■ **TASK STATEMENT**: Starting at the first line of the listing below, retype each line up to and including the one that contains "6.800 5.300 9.800". Leave pictures out.

■ **DATA BLOCK**:
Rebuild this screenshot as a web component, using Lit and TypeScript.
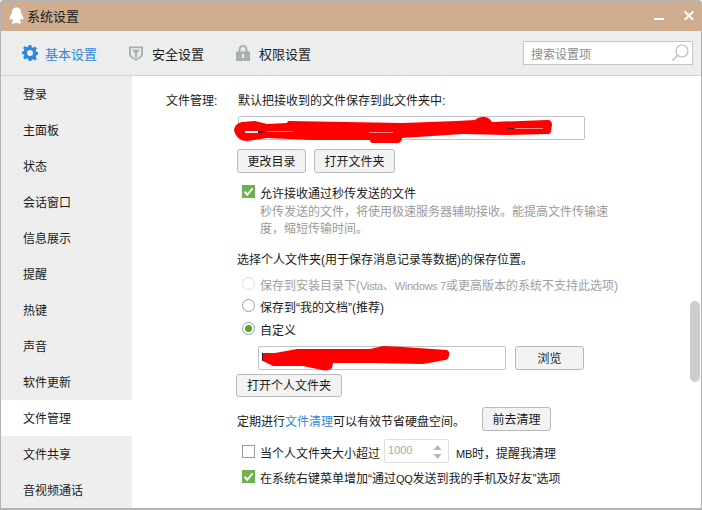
import { LitElement, html, css, svg } from "lit";
import { customElement } from "lit/decorators.js";

const NAV = ["登录","主面板","状态","会话窗口","信息展示","提醒","热键","声音","软件更新","文件管理","文件共享","音视频通话"];

const check = html`<svg class="cb" width="13" height="13" viewBox="0 0 13 13"><rect width="13" height="13" fill="#6fb04f"/><path d="M2.500 6.800 5.300 9.800 10.600 3.400" fill="none" stroke="#fff" stroke-width="2"/></svg>`;

@customElement("app-root")
export class AppRoot extends LitElement {
  static styles = css`
    :host { display: block; width: 702px; height: 510px; font-family: "Liberation Sans", "Noto Sans CJK SC", sans-serif; font-size: 12px; color: #1a1a1a; }
    * { box-sizing: border-box; }
    .win { position: relative; width: 702px; height: 510px; border: 1px solid #b4b4b4; border-bottom-width: 2px; border-radius: 3px 3px 0 0; background: #fff; display: flex; flex-direction: column; overflow: hidden; }
    .title { flex: none; height: 30px; background: #d0ad8f; display: flex; align-items: center; padding: 0 0 2px 8px; font-size: 13px; gap: 3px; }
    .title .sp { flex: 1; }
    .winbtns { display: flex; align-items: center; gap: 20px; padding-right: 7px; }
    .toolbar { flex: none; height: 45px; background: #eceeed; border-bottom: 1px solid #d6d6d6; display: flex; align-items: center; padding-left: 21px; font-size: 13px; }
    .tab { display: flex; align-items: center; gap: 9px; margin-right: 32px; }
    .tab.on { color: #2e87d8; gap: 7px; }
    .search { margin-left: auto; margin-right: 8px; width: 170px; height: 24px; background: #fff; border: 1px solid #c6c6c6; display: flex; align-items: center; justify-content: space-between; padding: 0 3px 0 7px; color: #8a8a8a; font-size: 12px; }
    .body { flex: 1; display: flex; min-height: 0; }
    .side { flex: none; width: 131px; background: #eeeeee; }
    .nav { height: 36px; line-height: 38px; padding-left: 22px; }
    .nav.on { background: #fff; }
    .main { flex: 1; display: flex; padding: 15px 0 0 34px; }
    .lbl { flex: none; width: 71px; height: 18px; line-height: 20px; }
    .form { display: flex; flex-direction: column; }
    .line { height: 18px; line-height: 20px; white-space: nowrap; }
    .first { padding-left: 1px; }
    .input { height: 24px; background: #fff; border: 1px solid #c4c4c4; border-radius: 2px; }
    .btn { height: 24px; line-height: 24px; border: 1px solid #b9b9b9; border-radius: 3px; background: #f3f3f3; text-align: center; flex: none; }
    .row { display: flex; align-items: center; white-space: nowrap; }
    .row > span { padding-top: 2px; }
    .la { font-size: 11px; letter-spacing: -0.3px; }
    .path1 { width: 347px; margin: 7px 0 0 1px; }
    .btns1 { margin-top: 9px; gap: 8px; }
    .w69 { width: 69px; }
    .w81 { width: 81px; }
    .w106 { width: 106px; }
    .opt { height: 18px; padding-left: 5px; gap: 5px; }
    .cb { flex: none; display: block; }
    .o1 { margin-top: 9px; }
    .desc { margin: 4px 0 0 23px; color: #9a9a9a; line-height: 17px; width: 352px; }
    .head { margin-top: 12px; }
    .r1 { margin-top: 6px; color: #a0a0a0; }
    .r2 { margin-top: 4px; }
    .r3 { margin-top: 5px; }
    .browse { margin: 9px 0 0 21px; gap: 9px; }
    .path2 { width: 248px; }
    .open { margin: 4px 0 0 -1px; height: 23px; line-height: 23px; }
    .clean { margin-top: 10px; }
    .clean .go { margin-left: 17px; }
    a { color: #2e87d8; text-decoration: none; }
    .o2 { height: 24px; margin-top: 8px; }
    .spin { width: 65px; height: 24px; border: 1px solid #dedede; border-radius: 2px; margin: 0 2px 0 -1px; display: flex; justify-content: space-between; padding: 2px 6px 0 3px; color: #a8a8a8; font-size: 11px; line-height: 16px; }
    .spin svg { margin-top: 2px; }
    .o3 { margin-top: 4px; }
    .box { flex: none; width: 13px; height: 13px; border: 1px solid #9c9c9c; background: #fff; }
    .scroll { position: absolute; left: 689px; top: 300px; width: 10px; height: 81px; background: #cdcdcd; border-radius: 5px; }
    .scrib { position: absolute; left: 0; top: 0; pointer-events: none; }
  `;

  radio(on: boolean, dis = false) {
    return html`<svg class="cb" width="13" height="13" viewBox="0 0 13 13"><circle cx="6.500" cy="6.500" r="6" fill="#fff" stroke="${dis ? "#dcdcdc" : "#9a9a9a"}"/>${on ? svg`<circle cx="6.500" cy="6.500" r="3.500" fill="#55a630"/>` : ""}</svg>`;
  }

  render() {
    return html`<div class="win">
      <div class="title">
        <svg width="15" height="17" viewBox="1.500 1 15 17"><path d="M9 1.500C5.600 1.500 4.400 4.200 4.300 7.200 3 9 1.800 11.200 2.200 13.600c.5.600 1.300-.4 2-1.300.3 1.300.9 2.300 1.700 3-1.100.4-1.900 1-1.600 1.700.5.900 3.200.7 4.700.1 1.500.6 4.200.8 4.700-.1.3-.7-.5-1.300-1.600-1.700.8-.7 1.400-1.700 1.700-3 .7.9 1.500 1.900 2 1.300.4-2.400-.8-4.600-2.100-6.400C13.600 4.200 12.400 1.500 9 1.500Z" fill="#fff"/></svg>
        <span>系统设置</span><span class="sp"></span>
        <div class="winbtns">
          <svg width="10" height="10" viewBox="0 0 10 10"><rect y="8" width="10" height="2" fill="#fff"/></svg>
          <svg width="10" height="10" viewBox="0 0 10 10"><path d="M.7 1.500 9.300 10M9.300 1.500.7 10" stroke="#fff" stroke-width="2"/></svg>
        </div>
      </div>
      <div class="toolbar">
        <div class="tab on">
          <svg width="16" height="16" viewBox="0 0 24 24"><path fill="#2e87d8" fill-rule="evenodd" d="M10 0h4l.7 3.400 2 .8 2.900-1.900 2.800 2.800-1.900 2.900.8 2 3.400.7v4l-3.400.7-.8 2 1.900 2.900-2.800 2.800-2.900-1.900-2 .8L14 24h-4l-.7-3.400-2-.8-2.900 1.900-2.800-2.800 1.900-2.900-.8-2L-.7 14v-4l3.400-.7.8-2-1.900-2.900 2.800-2.800 2.900 1.900 2-.8ZM12 7.500a4.500 4.500 0 1 0 0 9 4.500 4.500 0 0 0 0-9Z"/></svg>
          <span>基本设置</span>
        </div>
        <div class="tab">
          <svg width="14" height="16" viewBox="0 0 15 16"><path fill="#a9aeb0" d="M0 1h15v8c0 3-3.500 5.500-7.500 7C3.500 14.500 0 12 0 9Z"/><path fill="#e9ebea" d="M2 3h11v6c0 2-2.500 4-5.500 5.300C4.500 13 2 11 2 9Z"/><path fill="#a9aeb0" d="M3.500 4.500h8L8.500 8.500V13h-2V8.500Z"/></svg>
          <span>安全设置</span>
        </div>
        <div class="tab">
          <svg width="14" height="16" viewBox="0 0 14 16"><path fill="none" stroke="#a9aeb0" stroke-width="2" d="M3.500 7V4.500a3.500 3.500 0 0 1 7 0V7"/><rect y="6.500" width="14" height="9.500" fill="#a9aeb0"/><rect x="6" y="9" width="2" height="4" fill="#eceeed"/></svg>
          <span>权限设置</span>
        </div>
        <div class="search"><span>搜索设置项</span>
          <svg width="18" height="18" viewBox="0 0 18 18"><circle cx="11" cy="7" r="6" fill="none" stroke="#bdbdbd" stroke-width="1.200"/><path d="M6.500 11.500 1.500 16.500" stroke="#bdbdbd" stroke-width="1.600"/></svg>
        </div>
      </div>
      <div class="body">
        <div class="side">${NAV.map((n) => html`<div class="nav ${n === "文件管理" ? "on" : ""}">${n}</div>`)}</div>
        <div class="main">
          <div class="lbl">文件管理:</div>
          <div class="form">
            <div class="line first">默认把接收到的文件保存到此文件夹中:</div>
            <div class="input path1"></div>
            <div class="row btns1"><div class="btn w69">更改目录</div><div class="btn w81">打开文件夹</div></div>
            <div class="row opt o1">${check}<span>允许接收通过秒传发送的文件</span></div>
            <div class="desc">秒传发送的文件，将使用极速服务器辅助接收。能提高文件传输速度，缩短传输时间。</div>
            <div class="line head">选择个人文件夹(用于保存消息记录等数据)的保存位置。</div>
            <div class="row opt r1">${this.radio(false, true)}<span>保存到安装目录下(<span class="la">Vista</span>、<span class="la">Windows 7</span>或更高版本的系统不支持此选项)</span></div>
            <div class="row opt r2">${this.radio(false)}<span>保存到“我的文档”(推荐)</span></div>
            <div class="row opt r3">${this.radio(true)}<span>自定义</span></div>
            <div class="row browse"><div class="input path2"></div><div class="btn w69">浏览</div></div>
            <div class="row"><div class="btn w106 open">打开个人文件夹</div></div>
            <div class="row clean"><span>定期进行<a>文件清理</a>可以有效节省硬盘空间。</span><div class="btn w69 go">前去清理</div></div>
            <div class="row opt o2"><div class="box"></div><span>当个人文件夹大小超过</span>
              <div class="spin"><span>1000</span><svg width="9" height="16" viewBox="0 0 9 16"><path d="M4.500 1 8.500 6h-8ZM4.500 15 .5 10h8Z" fill="#b5b5b5"/></svg></div>
              <span><span class="la">MB</span>时，提醒我清理</span></div>
            <div class="row opt o3">${check}<span>在系统右键菜单增加“通过<span class="la">QQ</span>发送到我的手机及好友”选项</span></div>
          </div>
        </div>
      </div>
      <div class="scroll"></div>
      <svg class="scrib" width="700" height="507" viewBox="1 1 700 507">
        <path fill="#f00" d="M234 130C235 124 240 122 243 122L255 121 267 124 287 123 288 121 403 123 457 121 475 120C477 118 480 117 483 117 488 117 490 119 492 122L547 120C551 120 552 122 552 125L551 131C551 133 550 134 548 134L507 135 463 134 402 138C402 141 400 143 397 143L373 143C371 143 370 142 370 140L310 140 267 138 247 141C240 141 235 136 234 130Z"/>
        <path fill="#fff" d="M245 131h13v2h-13Z"/>
        <path fill="#222" d="M258 131h5v2h-5ZM508 128h6v1h-6Z"/>
        <path fill="#f88" d="M267 131h26v1h-26ZM515 128h28v1h-28ZM369 132h24v1h-24Z"/>
        <path fill="#222" d="M262 353h1v8h-1Z"/>
        <path fill="#f00" d="M263 353 275 353 297 349 370 349 383 346 403 347 447 350C449 351 450 353 449 355 449 358 447 360 445 360L423 364 373 363 333 363 332 368C330 370 326 371 322 370L303 366 273 366 263 361Z"/>
      </svg>
    </div>`;
  }
}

■ **RESULT OF THIS EXERCISE**:
Rebuild this screenshot as a web component, using Lit and TypeScript.
import { LitElement, html, css, svg } from "lit";
import { customElement } from "lit/decorators.js";

const NAV = ["登录","主面板","状态","会话窗口","信息展示","提醒","热键","声音","软件更新","文件管理","文件共享","音视频通话"];

const check = html`<svg class="cb" width="13" height="13" viewBox="0 0 13 13"><rect width="13" height="13" fill="#6fb04f"/><path d="M2.500 6.800 5.300 9.800 10.600 3.400" fill="none" stroke="#fff" stroke-width="2"/></svg>`;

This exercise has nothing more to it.